### [Aim of the exercise]
Scan the data below and pick out the lines containing the word "index".

────────────────────

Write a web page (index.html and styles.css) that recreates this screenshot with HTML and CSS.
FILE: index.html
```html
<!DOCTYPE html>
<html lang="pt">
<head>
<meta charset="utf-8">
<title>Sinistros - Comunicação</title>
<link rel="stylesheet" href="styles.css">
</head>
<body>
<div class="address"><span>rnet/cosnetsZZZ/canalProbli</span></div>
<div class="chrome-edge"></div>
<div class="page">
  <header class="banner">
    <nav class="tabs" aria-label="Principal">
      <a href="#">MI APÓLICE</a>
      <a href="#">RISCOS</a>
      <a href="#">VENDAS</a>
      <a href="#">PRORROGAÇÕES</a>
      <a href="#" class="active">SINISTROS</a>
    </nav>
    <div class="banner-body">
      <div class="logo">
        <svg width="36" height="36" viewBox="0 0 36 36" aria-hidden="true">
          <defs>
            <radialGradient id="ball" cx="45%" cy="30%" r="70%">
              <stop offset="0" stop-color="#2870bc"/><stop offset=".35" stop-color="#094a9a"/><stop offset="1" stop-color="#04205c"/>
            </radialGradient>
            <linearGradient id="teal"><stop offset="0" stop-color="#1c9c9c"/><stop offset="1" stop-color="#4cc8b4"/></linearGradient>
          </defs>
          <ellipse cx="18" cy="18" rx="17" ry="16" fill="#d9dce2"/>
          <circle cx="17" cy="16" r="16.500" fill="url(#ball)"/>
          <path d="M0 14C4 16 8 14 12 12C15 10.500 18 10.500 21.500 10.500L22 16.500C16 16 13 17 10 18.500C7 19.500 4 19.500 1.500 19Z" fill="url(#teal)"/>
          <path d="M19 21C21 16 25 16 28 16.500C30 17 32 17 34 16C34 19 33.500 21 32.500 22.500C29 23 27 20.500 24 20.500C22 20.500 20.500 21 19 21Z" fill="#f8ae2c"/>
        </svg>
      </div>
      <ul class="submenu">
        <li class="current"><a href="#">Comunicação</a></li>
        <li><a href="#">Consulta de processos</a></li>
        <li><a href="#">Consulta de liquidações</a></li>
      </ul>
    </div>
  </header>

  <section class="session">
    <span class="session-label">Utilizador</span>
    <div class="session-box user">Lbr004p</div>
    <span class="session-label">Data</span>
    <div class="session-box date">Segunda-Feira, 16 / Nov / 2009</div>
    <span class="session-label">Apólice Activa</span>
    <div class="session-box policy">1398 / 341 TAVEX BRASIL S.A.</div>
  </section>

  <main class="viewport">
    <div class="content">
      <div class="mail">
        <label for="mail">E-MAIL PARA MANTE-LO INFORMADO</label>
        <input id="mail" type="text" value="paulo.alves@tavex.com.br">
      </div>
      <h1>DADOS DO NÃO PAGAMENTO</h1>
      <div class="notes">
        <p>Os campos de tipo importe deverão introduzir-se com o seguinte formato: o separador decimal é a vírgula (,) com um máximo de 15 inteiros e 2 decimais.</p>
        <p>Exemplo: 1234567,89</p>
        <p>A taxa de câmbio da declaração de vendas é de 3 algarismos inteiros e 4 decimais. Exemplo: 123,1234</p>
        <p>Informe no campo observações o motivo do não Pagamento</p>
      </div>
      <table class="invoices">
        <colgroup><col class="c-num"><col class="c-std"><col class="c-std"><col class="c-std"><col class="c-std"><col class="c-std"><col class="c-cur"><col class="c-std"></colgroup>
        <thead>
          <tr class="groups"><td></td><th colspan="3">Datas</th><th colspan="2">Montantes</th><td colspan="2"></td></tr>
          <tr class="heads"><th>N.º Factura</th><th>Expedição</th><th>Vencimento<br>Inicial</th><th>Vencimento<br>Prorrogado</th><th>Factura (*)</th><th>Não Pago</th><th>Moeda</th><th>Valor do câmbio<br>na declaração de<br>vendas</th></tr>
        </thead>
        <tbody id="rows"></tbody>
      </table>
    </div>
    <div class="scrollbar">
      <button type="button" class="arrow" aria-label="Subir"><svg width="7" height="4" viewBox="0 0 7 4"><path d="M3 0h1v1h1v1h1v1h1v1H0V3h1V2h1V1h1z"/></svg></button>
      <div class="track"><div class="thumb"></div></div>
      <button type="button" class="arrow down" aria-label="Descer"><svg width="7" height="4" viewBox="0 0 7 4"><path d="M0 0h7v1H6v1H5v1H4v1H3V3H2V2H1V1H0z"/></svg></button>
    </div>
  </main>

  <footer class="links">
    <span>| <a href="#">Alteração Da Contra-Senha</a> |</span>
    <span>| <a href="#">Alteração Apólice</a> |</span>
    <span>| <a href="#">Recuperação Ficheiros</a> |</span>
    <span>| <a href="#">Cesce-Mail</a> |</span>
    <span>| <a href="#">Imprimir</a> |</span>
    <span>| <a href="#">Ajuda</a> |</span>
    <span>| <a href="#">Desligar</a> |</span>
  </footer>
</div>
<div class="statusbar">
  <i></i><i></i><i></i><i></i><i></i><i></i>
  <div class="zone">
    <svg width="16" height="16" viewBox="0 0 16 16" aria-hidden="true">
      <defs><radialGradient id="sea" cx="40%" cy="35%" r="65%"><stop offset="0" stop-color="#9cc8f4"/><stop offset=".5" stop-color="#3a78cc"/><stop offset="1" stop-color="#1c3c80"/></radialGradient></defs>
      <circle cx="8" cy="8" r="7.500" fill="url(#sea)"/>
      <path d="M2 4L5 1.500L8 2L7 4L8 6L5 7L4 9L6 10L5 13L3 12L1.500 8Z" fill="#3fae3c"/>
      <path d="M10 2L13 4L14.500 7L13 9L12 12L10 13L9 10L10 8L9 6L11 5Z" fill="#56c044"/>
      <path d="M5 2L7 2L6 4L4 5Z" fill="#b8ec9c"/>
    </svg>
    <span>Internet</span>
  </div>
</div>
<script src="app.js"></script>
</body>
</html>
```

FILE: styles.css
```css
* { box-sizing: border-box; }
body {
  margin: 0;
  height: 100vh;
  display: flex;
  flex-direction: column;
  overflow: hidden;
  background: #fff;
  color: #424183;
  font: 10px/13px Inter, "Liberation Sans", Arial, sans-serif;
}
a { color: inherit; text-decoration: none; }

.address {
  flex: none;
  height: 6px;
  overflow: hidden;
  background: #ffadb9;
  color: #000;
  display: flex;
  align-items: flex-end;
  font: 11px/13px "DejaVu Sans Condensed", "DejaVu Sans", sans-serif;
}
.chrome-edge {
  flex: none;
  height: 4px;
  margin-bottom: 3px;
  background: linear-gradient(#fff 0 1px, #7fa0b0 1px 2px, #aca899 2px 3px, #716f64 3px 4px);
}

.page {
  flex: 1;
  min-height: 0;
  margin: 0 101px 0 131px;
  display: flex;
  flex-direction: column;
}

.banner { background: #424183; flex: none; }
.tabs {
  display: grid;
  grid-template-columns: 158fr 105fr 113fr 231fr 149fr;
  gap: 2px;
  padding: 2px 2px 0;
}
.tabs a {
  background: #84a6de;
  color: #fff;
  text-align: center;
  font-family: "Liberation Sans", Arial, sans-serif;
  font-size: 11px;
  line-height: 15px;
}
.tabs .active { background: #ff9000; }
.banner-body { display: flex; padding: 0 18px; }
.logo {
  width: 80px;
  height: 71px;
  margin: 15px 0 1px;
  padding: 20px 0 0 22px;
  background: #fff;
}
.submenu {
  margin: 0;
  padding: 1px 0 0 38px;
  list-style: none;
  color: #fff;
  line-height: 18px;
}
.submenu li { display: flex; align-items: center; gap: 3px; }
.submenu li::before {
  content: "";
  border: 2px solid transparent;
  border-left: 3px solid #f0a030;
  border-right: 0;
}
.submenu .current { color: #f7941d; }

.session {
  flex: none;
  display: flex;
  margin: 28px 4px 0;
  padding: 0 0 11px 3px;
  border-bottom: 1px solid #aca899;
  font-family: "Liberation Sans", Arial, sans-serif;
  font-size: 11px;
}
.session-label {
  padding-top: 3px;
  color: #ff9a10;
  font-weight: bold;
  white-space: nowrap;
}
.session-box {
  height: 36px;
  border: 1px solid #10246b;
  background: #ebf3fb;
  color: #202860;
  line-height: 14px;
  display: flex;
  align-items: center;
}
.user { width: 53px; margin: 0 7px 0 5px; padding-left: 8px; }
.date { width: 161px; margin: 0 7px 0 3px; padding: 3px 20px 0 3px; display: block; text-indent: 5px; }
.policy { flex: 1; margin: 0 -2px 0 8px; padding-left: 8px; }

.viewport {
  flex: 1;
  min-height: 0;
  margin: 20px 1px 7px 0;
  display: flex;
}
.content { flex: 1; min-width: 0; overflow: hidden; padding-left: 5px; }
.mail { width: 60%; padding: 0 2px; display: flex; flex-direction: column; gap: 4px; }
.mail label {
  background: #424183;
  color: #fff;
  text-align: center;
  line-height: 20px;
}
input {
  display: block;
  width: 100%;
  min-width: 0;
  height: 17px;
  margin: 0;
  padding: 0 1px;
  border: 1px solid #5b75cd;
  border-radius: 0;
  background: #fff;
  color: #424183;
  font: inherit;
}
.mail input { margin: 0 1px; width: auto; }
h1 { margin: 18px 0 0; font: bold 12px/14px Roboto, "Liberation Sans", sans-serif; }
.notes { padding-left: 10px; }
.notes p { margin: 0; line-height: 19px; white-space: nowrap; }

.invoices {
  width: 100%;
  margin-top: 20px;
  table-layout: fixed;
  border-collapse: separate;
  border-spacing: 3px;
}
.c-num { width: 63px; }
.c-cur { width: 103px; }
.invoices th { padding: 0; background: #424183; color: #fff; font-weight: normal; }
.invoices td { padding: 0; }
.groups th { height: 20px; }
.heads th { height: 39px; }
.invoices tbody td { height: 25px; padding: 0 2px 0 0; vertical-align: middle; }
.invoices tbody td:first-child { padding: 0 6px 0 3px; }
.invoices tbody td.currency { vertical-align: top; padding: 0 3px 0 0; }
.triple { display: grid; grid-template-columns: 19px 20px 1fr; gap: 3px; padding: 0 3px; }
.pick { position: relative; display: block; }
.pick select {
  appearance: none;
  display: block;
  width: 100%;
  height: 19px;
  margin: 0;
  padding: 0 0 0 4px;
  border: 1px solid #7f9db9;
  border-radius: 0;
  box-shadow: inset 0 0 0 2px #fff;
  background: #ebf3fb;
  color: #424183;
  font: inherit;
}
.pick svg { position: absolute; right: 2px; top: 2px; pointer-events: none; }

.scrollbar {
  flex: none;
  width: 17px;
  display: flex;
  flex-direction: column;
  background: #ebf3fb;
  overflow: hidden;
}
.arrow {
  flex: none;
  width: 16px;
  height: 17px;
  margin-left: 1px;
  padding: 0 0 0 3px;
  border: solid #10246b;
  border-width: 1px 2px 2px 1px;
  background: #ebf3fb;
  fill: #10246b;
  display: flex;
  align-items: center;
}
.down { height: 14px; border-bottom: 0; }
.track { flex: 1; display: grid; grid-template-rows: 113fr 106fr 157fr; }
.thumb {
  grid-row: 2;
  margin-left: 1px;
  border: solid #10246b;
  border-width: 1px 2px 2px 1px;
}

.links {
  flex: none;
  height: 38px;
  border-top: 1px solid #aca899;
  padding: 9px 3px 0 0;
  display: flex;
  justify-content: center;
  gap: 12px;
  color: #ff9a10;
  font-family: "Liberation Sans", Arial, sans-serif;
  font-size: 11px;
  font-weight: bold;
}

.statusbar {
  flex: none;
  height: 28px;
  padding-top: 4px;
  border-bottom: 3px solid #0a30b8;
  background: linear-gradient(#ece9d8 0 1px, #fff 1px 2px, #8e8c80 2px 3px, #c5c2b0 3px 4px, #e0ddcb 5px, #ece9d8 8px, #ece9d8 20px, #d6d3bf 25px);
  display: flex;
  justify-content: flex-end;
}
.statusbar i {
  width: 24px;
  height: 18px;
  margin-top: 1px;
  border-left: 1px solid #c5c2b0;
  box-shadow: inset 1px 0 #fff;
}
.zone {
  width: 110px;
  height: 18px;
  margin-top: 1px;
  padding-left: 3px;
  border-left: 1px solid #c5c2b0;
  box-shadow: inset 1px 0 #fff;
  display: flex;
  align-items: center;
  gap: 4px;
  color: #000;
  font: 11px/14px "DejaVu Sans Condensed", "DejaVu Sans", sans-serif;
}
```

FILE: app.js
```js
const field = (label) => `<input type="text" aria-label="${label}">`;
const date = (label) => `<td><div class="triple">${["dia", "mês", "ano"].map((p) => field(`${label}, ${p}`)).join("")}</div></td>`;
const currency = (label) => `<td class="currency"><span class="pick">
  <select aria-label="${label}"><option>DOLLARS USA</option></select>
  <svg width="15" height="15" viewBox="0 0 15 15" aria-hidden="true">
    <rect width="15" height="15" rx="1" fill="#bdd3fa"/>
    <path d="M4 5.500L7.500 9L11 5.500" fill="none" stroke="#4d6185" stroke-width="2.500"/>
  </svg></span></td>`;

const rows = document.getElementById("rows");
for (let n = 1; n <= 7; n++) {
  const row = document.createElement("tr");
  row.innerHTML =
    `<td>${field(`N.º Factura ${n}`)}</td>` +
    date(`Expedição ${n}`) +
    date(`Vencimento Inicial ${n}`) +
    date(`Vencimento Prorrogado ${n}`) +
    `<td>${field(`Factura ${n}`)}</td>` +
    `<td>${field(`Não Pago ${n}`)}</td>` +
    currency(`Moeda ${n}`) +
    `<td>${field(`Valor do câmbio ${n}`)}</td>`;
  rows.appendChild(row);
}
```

────────────────────

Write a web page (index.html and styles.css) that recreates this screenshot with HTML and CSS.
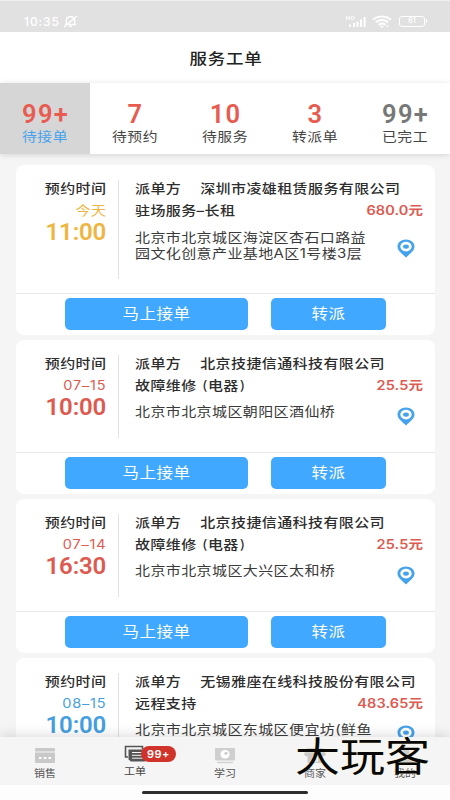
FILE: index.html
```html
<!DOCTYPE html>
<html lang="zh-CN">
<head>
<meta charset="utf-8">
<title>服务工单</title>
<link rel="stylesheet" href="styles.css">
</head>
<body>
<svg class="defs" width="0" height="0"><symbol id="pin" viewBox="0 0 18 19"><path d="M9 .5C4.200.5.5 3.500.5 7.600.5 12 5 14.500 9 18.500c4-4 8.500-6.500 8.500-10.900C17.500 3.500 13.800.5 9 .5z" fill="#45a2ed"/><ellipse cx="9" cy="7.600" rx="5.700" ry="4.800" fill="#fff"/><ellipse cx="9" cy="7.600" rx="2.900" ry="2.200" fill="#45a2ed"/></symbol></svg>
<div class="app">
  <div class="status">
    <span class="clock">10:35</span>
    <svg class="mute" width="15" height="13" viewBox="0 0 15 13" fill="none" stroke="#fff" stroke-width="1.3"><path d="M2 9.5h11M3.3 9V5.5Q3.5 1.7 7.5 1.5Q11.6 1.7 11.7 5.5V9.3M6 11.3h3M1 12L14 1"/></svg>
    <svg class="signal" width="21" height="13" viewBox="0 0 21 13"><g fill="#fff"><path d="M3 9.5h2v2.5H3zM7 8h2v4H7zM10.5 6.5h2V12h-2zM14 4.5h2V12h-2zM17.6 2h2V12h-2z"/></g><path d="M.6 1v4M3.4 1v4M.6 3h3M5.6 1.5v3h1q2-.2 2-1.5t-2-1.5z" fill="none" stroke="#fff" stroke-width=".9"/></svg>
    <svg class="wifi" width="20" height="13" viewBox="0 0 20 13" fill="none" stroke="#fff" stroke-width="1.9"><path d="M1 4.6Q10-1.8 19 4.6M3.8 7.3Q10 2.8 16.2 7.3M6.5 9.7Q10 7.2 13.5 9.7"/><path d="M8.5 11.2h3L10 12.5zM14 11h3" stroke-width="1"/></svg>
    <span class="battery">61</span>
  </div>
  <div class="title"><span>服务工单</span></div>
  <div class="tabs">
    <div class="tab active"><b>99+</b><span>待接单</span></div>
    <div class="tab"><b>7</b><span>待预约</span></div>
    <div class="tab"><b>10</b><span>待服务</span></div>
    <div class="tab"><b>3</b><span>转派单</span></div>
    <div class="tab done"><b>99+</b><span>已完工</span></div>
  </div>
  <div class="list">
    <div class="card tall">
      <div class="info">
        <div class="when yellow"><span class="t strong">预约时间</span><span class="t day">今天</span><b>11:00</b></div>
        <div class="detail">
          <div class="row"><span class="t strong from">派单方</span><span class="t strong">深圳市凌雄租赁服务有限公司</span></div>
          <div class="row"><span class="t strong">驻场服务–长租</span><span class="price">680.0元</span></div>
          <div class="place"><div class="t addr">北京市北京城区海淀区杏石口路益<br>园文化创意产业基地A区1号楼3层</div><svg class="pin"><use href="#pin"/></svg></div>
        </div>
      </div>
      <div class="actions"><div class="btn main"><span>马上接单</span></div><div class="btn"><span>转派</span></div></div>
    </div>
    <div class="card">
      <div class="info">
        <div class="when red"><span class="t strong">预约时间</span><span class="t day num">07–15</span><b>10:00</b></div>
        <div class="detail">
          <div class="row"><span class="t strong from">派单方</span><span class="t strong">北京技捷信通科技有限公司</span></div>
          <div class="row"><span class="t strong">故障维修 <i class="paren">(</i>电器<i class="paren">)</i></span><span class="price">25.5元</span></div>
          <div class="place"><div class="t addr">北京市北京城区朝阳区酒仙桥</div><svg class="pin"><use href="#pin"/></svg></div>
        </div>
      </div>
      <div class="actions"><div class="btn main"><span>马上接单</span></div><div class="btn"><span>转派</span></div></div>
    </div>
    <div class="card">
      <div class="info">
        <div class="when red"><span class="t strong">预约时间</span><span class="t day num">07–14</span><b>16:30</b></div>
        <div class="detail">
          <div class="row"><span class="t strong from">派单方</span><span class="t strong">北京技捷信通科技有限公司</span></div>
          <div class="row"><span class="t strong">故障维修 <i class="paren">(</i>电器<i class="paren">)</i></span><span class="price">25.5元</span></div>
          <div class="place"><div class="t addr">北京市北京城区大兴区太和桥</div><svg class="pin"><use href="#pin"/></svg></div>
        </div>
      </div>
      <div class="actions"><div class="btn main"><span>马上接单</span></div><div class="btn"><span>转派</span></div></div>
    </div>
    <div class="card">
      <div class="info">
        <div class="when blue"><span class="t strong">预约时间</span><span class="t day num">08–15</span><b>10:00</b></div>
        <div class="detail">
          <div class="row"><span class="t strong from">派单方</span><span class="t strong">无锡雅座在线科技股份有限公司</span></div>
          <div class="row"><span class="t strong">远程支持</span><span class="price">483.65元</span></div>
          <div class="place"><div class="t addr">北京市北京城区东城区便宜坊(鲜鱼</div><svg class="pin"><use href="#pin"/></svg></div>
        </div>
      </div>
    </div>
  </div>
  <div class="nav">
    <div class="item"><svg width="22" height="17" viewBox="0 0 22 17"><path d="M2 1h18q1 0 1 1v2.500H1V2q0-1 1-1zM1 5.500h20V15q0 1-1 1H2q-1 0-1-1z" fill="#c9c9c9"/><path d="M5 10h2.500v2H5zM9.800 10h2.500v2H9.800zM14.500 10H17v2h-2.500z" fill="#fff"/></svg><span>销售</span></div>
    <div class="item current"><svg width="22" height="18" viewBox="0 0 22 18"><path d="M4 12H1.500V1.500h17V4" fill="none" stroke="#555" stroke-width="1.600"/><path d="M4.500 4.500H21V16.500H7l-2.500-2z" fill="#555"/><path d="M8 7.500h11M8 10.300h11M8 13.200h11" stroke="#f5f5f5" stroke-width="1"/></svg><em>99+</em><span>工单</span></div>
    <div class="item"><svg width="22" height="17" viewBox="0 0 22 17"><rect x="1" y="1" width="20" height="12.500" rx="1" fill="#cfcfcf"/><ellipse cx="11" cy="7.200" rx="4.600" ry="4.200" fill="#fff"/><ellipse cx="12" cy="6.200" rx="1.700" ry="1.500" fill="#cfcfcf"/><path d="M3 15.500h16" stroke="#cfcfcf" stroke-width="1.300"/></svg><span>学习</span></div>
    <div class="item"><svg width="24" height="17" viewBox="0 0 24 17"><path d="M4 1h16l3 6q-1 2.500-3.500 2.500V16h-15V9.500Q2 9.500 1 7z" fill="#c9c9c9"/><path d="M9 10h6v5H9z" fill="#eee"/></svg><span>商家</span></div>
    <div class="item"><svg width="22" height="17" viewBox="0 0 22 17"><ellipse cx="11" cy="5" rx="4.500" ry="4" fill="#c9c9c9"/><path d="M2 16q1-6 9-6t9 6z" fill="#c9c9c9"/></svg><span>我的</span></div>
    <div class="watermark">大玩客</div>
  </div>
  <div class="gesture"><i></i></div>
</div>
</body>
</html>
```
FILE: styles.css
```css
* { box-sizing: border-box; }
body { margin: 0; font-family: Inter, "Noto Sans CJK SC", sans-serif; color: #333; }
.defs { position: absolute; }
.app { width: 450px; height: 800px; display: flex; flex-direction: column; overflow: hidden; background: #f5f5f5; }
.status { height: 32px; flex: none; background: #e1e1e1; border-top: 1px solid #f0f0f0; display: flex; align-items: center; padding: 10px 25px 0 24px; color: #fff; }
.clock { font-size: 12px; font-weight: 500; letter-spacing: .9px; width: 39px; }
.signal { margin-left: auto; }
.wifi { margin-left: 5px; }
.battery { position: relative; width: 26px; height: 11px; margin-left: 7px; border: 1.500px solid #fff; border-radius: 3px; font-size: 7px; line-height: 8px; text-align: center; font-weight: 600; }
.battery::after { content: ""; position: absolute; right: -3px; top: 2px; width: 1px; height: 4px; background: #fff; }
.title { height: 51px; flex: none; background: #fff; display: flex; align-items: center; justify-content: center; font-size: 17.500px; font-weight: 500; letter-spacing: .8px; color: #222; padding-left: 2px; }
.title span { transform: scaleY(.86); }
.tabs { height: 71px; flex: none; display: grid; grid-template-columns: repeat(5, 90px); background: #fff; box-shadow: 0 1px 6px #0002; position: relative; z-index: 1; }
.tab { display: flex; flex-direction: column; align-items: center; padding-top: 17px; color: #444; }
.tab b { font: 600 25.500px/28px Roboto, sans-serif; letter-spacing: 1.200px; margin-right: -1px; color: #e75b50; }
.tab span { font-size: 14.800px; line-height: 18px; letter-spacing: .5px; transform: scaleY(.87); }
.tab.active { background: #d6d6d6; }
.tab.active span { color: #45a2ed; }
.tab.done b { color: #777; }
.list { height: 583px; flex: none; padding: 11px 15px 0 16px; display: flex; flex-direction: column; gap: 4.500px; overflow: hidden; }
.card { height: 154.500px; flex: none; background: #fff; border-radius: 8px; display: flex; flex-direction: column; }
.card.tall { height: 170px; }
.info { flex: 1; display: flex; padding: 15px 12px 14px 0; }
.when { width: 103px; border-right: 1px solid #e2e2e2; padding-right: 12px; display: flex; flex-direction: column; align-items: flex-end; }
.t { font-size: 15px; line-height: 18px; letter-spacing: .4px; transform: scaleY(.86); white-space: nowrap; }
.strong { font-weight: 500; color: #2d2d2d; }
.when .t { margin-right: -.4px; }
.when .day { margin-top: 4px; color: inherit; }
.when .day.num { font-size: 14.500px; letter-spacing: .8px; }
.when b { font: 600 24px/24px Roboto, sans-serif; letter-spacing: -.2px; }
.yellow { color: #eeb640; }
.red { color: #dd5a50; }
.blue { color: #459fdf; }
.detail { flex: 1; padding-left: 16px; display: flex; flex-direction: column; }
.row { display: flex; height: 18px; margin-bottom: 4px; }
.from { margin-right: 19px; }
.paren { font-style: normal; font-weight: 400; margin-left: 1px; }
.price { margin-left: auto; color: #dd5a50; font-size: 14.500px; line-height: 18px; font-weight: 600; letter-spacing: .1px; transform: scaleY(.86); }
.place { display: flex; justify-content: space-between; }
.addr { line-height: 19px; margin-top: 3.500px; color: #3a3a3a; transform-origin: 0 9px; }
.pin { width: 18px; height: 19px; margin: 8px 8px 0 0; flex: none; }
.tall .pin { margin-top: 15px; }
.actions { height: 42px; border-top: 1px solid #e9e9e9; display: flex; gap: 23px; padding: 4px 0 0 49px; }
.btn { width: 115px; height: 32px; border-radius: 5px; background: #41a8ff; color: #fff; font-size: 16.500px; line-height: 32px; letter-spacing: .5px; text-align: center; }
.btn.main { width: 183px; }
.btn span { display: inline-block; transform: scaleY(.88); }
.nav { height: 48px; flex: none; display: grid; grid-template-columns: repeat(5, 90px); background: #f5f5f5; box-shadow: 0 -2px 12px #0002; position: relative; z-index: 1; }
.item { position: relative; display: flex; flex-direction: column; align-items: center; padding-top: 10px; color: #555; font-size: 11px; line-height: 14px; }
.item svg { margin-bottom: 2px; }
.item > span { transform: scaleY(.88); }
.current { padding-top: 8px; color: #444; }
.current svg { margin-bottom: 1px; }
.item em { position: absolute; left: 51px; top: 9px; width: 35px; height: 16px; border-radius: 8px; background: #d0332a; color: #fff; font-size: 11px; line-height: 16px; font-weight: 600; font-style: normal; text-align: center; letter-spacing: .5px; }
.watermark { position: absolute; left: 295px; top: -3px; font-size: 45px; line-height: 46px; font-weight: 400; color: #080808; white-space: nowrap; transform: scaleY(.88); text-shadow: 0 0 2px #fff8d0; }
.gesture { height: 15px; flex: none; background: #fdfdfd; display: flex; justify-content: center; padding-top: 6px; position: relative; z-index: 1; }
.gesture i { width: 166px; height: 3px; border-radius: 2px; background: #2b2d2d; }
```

────────────────────

### [Result of this task]
Write a web page (index.html and styles.css) that recreates this screenshot with HTML and CSS.
FILE: index.html
Write a web page (index.html and styles.css) that recreates this screenshot with HTML and CSS.
FILE: index.html
.tabs { height: 71px; flex: none; display: grid; grid-template-columns: repeat(5, 90px); background: #fff; box-shadow: 0 1px 6px #0002; position: relative; z-index: 1; }
.nav { height: 48px; flex: none; display: grid; grid-template-columns: repeat(5, 90px); background: #f5f5f5; box-shadow: 0 -2px 12px #0002; position: relative; z-index: 1; }
.gesture { height: 15px; flex: none; background: #fdfdfd; display: flex; justify-content: center; padding-top: 6px; position: relative; z-index: 1; }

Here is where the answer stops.